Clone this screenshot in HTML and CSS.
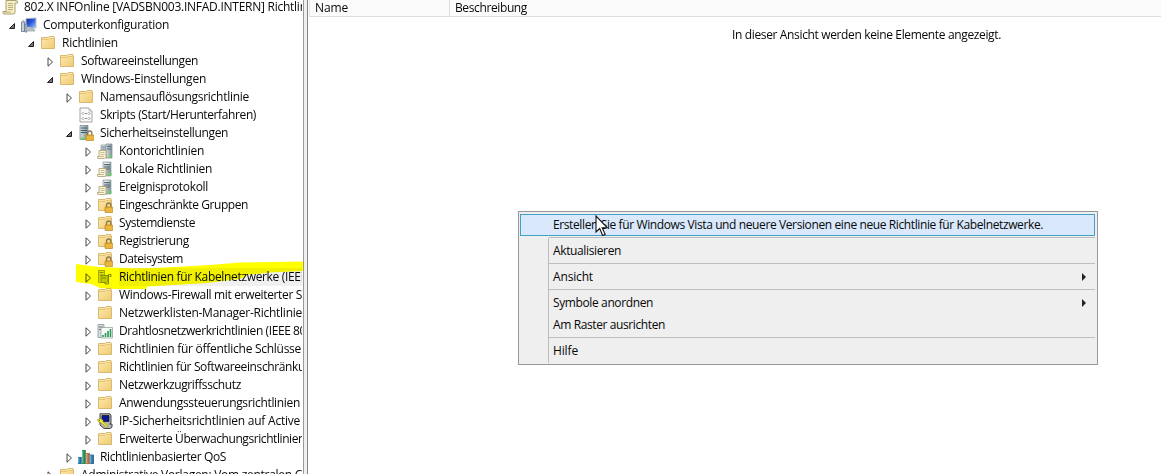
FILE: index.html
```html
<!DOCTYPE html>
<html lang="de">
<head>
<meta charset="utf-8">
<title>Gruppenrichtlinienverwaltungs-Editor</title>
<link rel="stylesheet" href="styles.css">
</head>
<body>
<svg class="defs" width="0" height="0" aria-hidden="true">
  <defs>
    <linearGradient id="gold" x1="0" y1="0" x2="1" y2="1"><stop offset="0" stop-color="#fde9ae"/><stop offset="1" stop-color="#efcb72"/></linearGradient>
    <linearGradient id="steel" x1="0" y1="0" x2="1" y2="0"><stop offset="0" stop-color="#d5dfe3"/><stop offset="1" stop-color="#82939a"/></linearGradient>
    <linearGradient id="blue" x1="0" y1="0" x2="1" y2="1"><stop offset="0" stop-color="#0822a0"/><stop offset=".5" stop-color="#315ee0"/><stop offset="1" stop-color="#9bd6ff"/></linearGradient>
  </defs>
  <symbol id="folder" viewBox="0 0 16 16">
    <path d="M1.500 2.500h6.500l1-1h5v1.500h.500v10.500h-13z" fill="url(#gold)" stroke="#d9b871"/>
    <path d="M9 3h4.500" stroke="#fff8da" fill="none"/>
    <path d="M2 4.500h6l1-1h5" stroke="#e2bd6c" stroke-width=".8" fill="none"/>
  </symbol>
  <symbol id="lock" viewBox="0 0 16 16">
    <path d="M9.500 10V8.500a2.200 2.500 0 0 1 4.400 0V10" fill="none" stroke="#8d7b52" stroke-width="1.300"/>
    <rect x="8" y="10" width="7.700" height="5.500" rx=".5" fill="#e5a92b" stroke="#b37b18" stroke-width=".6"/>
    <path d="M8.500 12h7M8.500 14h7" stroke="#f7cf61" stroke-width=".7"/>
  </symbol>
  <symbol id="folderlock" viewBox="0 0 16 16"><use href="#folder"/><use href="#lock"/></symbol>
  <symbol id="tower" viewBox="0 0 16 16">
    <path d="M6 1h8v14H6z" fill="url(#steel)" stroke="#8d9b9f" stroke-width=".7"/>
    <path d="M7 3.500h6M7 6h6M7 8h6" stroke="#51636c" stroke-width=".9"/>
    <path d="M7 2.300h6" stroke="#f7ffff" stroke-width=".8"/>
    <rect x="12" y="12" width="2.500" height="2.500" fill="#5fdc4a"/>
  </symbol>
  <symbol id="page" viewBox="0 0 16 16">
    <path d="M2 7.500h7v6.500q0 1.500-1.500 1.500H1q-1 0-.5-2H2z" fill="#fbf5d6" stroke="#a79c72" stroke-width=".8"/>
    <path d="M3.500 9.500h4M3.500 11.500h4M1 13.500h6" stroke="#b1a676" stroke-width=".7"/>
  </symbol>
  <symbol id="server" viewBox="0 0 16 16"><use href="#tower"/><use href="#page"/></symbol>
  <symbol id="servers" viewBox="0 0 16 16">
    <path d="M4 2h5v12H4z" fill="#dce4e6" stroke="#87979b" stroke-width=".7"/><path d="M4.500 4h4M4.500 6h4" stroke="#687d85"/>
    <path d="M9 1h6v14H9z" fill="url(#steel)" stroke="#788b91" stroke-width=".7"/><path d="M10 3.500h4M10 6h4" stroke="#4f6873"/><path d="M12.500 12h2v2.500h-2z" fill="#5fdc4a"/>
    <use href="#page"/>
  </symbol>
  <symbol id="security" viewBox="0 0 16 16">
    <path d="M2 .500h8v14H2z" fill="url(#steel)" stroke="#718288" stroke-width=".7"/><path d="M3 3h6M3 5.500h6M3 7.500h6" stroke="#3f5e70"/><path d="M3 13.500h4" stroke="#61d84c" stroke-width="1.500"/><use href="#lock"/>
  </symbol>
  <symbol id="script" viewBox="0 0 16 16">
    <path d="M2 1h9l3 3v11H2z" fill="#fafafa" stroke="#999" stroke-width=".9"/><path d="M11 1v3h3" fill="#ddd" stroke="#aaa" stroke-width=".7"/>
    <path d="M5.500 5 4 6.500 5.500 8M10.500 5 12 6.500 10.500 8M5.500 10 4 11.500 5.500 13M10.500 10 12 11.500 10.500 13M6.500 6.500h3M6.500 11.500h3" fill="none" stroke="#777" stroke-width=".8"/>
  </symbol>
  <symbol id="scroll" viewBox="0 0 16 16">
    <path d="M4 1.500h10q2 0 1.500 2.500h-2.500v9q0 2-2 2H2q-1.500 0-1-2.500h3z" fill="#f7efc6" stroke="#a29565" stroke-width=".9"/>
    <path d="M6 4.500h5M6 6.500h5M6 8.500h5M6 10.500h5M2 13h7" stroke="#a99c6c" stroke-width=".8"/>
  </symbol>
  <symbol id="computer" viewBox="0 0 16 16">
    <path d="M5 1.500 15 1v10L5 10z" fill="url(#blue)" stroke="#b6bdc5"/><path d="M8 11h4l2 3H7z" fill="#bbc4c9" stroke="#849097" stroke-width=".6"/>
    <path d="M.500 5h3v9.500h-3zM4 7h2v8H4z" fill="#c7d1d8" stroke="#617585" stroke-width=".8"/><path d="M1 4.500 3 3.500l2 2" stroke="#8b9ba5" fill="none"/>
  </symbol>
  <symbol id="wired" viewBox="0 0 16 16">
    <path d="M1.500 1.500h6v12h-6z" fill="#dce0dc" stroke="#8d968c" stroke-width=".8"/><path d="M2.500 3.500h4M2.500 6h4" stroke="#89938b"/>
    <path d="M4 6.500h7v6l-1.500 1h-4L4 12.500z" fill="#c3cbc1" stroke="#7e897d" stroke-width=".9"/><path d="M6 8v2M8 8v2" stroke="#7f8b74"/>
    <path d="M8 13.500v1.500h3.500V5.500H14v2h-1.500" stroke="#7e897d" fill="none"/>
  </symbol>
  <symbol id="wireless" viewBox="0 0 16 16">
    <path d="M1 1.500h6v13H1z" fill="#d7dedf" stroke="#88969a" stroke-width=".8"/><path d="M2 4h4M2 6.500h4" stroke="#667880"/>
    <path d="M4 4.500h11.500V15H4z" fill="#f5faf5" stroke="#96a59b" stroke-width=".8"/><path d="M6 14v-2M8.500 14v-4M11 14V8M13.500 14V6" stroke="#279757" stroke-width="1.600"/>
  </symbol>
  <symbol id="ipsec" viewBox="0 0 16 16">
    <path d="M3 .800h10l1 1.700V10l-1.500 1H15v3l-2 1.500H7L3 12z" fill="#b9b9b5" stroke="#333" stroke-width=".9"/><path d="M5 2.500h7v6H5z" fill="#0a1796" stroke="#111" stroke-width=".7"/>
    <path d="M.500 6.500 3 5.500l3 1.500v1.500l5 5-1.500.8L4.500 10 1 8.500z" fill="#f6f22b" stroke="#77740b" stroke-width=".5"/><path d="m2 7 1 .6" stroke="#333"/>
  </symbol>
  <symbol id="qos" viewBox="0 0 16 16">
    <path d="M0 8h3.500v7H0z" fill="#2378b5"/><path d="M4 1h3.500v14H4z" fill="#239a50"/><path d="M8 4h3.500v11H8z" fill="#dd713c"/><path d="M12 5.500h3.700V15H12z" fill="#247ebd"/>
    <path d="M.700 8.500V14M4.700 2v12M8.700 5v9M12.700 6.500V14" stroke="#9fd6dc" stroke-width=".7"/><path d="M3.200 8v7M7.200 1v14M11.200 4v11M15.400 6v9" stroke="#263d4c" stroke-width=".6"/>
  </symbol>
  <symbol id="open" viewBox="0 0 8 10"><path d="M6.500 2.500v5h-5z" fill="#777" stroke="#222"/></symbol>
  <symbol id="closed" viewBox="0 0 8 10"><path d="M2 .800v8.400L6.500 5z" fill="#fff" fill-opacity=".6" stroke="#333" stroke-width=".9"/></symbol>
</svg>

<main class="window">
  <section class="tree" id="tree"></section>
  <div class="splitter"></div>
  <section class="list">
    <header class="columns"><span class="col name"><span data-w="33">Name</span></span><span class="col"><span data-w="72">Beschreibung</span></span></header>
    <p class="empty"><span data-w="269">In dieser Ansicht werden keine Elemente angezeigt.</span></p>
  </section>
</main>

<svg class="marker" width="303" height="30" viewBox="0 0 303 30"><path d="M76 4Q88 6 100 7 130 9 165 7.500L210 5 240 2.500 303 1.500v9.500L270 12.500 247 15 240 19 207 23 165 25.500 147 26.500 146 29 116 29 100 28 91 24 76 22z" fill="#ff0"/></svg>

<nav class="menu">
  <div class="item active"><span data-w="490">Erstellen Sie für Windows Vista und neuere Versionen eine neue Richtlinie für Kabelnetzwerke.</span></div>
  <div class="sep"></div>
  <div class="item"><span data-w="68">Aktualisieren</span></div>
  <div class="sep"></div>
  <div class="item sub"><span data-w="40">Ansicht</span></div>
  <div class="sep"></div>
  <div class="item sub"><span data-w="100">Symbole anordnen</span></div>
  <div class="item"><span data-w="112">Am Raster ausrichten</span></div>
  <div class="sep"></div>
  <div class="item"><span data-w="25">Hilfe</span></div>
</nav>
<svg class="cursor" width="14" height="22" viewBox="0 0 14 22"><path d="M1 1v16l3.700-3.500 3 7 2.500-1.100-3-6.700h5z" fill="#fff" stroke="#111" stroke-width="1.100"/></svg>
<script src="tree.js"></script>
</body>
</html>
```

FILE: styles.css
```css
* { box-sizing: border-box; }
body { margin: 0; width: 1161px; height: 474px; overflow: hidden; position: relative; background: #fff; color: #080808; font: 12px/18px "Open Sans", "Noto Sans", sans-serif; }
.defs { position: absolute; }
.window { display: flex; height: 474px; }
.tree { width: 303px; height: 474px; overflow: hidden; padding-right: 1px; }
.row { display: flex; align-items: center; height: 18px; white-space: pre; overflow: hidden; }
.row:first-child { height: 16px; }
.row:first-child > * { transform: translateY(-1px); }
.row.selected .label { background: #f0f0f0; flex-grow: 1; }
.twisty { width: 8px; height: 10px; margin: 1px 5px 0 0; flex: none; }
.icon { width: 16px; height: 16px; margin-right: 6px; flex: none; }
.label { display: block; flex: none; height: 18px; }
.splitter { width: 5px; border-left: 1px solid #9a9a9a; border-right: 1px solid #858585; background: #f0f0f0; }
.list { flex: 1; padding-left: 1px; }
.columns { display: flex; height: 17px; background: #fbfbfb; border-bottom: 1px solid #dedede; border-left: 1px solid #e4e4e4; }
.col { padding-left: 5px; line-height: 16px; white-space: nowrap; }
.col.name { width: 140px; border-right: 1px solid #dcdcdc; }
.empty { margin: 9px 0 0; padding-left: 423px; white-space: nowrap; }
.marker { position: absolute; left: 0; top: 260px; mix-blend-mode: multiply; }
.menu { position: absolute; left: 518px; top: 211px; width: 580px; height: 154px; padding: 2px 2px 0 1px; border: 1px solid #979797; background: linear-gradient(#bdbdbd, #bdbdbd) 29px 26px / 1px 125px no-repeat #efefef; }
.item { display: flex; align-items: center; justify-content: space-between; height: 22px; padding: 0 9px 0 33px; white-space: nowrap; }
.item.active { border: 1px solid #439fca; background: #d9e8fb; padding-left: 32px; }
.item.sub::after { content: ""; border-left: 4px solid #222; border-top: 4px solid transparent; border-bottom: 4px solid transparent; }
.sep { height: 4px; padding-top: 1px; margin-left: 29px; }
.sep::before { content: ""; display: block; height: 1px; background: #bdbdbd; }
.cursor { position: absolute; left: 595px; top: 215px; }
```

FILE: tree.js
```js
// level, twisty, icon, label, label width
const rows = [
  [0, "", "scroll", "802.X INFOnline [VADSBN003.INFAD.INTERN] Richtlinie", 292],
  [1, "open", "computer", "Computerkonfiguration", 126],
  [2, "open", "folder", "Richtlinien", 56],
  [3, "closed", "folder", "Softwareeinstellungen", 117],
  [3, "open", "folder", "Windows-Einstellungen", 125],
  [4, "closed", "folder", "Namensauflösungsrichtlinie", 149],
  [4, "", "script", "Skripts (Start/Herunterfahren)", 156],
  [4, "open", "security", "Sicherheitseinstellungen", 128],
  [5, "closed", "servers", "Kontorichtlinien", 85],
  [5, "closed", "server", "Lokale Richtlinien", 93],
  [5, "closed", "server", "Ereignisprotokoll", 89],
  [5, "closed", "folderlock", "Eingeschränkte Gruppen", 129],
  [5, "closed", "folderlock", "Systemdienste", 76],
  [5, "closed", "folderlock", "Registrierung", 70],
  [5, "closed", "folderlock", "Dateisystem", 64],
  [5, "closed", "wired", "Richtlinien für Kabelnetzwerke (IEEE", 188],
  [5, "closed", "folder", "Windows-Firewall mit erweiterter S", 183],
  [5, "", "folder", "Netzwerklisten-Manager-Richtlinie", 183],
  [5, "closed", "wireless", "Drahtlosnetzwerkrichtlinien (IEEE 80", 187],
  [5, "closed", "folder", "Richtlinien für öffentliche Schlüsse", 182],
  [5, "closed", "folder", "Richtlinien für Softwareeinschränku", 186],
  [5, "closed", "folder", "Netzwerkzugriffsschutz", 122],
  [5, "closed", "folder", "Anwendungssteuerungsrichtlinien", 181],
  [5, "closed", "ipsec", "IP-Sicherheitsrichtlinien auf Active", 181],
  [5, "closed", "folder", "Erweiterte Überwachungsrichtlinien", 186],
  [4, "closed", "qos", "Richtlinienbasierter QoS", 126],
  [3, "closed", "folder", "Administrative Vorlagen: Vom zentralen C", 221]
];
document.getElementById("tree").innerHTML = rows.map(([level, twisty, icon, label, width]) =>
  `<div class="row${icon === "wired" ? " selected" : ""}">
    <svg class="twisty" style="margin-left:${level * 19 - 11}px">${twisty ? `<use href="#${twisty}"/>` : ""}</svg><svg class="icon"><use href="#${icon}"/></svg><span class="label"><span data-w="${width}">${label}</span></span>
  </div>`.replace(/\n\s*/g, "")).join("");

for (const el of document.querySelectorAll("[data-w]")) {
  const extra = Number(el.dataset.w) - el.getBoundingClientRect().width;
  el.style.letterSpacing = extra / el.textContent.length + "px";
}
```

--*--

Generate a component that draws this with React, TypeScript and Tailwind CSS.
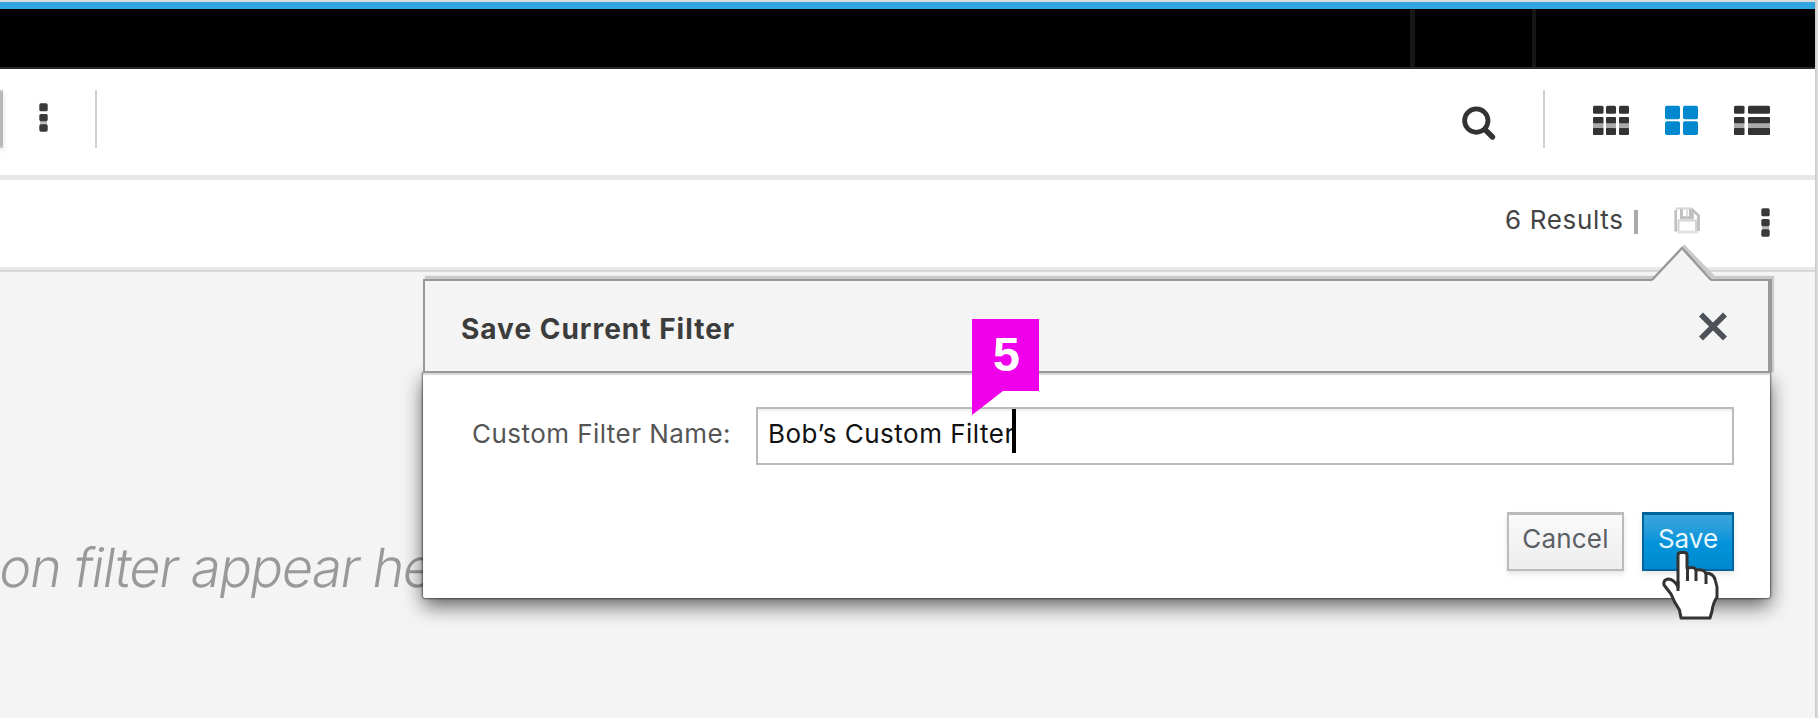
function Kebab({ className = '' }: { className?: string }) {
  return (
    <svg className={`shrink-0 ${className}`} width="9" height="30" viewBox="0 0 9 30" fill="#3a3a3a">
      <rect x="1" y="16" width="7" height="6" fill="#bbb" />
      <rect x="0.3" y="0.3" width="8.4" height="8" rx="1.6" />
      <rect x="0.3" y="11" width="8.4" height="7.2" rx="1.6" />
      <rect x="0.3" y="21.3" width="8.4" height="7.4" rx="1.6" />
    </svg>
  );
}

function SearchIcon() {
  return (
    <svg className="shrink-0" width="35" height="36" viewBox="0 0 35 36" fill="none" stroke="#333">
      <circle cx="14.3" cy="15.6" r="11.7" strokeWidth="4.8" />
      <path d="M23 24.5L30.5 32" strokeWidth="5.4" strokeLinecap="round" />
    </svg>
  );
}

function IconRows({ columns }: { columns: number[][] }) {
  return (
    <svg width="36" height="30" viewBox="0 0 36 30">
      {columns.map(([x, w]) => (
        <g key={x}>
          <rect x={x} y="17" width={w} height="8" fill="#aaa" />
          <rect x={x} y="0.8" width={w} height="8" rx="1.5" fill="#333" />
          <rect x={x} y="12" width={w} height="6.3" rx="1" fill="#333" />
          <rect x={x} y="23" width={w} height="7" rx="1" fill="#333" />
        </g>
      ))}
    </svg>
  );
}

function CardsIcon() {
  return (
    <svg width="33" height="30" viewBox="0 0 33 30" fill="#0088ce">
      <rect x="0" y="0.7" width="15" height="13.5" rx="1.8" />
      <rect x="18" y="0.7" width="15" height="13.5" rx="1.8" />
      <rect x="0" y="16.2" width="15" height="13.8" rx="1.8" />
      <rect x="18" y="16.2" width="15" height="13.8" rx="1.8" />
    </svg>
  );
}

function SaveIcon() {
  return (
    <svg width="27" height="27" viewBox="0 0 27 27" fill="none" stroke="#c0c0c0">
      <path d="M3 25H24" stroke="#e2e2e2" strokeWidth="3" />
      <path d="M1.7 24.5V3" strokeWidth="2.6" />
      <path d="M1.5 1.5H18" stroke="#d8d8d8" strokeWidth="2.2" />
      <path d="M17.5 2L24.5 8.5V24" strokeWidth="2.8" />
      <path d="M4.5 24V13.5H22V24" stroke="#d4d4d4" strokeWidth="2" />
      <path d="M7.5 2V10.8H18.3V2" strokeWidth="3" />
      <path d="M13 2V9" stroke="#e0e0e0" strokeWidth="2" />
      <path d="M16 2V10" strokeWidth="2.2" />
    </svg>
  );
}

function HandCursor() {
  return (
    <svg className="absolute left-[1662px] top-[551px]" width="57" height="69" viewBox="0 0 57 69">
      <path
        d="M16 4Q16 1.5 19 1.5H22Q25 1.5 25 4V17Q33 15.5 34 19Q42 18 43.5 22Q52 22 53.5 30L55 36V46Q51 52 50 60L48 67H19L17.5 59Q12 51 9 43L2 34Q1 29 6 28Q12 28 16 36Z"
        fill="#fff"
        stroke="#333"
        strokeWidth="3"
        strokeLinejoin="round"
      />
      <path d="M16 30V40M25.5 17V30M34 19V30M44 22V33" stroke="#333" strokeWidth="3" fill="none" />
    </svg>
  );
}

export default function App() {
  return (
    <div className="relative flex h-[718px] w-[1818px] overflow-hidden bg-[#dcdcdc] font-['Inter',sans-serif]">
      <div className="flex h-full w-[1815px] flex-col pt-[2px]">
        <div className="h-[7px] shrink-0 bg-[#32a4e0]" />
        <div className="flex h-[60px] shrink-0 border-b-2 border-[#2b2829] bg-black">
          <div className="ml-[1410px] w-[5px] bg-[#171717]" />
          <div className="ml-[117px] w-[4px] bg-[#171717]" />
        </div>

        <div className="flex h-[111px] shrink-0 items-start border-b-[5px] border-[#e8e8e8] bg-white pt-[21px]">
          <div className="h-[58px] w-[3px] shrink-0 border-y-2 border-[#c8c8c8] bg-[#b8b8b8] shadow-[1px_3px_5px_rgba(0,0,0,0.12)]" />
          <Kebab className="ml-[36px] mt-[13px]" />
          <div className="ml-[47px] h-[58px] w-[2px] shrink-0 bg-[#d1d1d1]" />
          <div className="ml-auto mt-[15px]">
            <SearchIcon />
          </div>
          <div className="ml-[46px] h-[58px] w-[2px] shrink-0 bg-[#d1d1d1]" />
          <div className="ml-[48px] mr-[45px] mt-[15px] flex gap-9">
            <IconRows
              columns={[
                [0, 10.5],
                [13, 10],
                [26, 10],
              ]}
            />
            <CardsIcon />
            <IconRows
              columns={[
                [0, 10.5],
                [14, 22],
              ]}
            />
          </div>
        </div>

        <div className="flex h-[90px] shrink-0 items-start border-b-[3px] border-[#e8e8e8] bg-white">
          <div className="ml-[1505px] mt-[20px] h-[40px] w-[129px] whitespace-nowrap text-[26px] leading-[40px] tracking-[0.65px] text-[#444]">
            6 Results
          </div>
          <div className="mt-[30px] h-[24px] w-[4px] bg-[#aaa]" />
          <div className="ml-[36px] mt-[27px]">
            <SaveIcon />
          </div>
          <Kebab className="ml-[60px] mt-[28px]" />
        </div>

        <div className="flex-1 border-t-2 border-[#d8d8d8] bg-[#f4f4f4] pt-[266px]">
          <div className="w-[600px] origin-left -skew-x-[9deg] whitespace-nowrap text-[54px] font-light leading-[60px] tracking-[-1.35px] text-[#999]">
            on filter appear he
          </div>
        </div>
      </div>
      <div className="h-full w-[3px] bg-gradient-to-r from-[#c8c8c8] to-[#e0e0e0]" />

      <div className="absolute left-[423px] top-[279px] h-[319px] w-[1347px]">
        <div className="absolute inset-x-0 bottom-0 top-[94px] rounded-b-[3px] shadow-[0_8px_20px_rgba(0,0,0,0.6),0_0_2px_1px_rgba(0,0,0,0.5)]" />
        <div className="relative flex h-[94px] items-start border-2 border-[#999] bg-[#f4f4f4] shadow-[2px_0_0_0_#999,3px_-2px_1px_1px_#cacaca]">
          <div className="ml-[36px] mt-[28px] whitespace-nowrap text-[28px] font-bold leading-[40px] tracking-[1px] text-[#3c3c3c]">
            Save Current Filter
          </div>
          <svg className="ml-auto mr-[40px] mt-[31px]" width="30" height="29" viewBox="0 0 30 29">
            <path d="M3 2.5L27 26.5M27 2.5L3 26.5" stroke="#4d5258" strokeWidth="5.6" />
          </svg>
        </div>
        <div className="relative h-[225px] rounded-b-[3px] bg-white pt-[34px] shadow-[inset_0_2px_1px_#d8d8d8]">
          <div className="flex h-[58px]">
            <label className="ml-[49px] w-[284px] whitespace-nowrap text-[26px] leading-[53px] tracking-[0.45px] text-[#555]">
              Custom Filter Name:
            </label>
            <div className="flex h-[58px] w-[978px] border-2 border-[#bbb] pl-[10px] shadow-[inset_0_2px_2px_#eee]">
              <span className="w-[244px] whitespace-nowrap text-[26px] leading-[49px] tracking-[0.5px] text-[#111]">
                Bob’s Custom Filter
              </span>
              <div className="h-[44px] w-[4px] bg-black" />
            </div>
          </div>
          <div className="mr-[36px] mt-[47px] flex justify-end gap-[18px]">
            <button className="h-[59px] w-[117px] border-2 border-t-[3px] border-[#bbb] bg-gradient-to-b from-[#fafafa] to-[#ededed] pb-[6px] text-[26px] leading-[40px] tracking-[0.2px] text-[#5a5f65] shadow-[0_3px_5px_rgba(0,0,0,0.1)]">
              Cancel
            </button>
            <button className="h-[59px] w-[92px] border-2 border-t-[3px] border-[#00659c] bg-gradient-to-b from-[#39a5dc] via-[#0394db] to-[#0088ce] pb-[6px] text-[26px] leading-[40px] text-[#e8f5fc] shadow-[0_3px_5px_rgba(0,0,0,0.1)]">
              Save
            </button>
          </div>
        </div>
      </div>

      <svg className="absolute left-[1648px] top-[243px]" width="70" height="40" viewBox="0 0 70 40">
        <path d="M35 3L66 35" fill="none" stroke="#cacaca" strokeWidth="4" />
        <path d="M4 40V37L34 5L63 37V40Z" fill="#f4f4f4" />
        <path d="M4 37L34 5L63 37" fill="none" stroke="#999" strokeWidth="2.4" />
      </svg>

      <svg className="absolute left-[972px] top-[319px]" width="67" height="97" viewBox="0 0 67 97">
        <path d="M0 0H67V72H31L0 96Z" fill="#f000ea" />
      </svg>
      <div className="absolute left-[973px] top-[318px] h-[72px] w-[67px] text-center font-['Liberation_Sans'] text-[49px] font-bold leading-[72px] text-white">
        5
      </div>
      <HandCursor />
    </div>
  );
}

--*--

◆ TASK BRIEF ◆
Search the listing above for the string "this". Copy every line that contains it.

◆ RESPONSE BELOW ◆
Clone this screenshot in HTML and CSS.
Generate a component that draws this with React, TypeScript and Tailwind CSS.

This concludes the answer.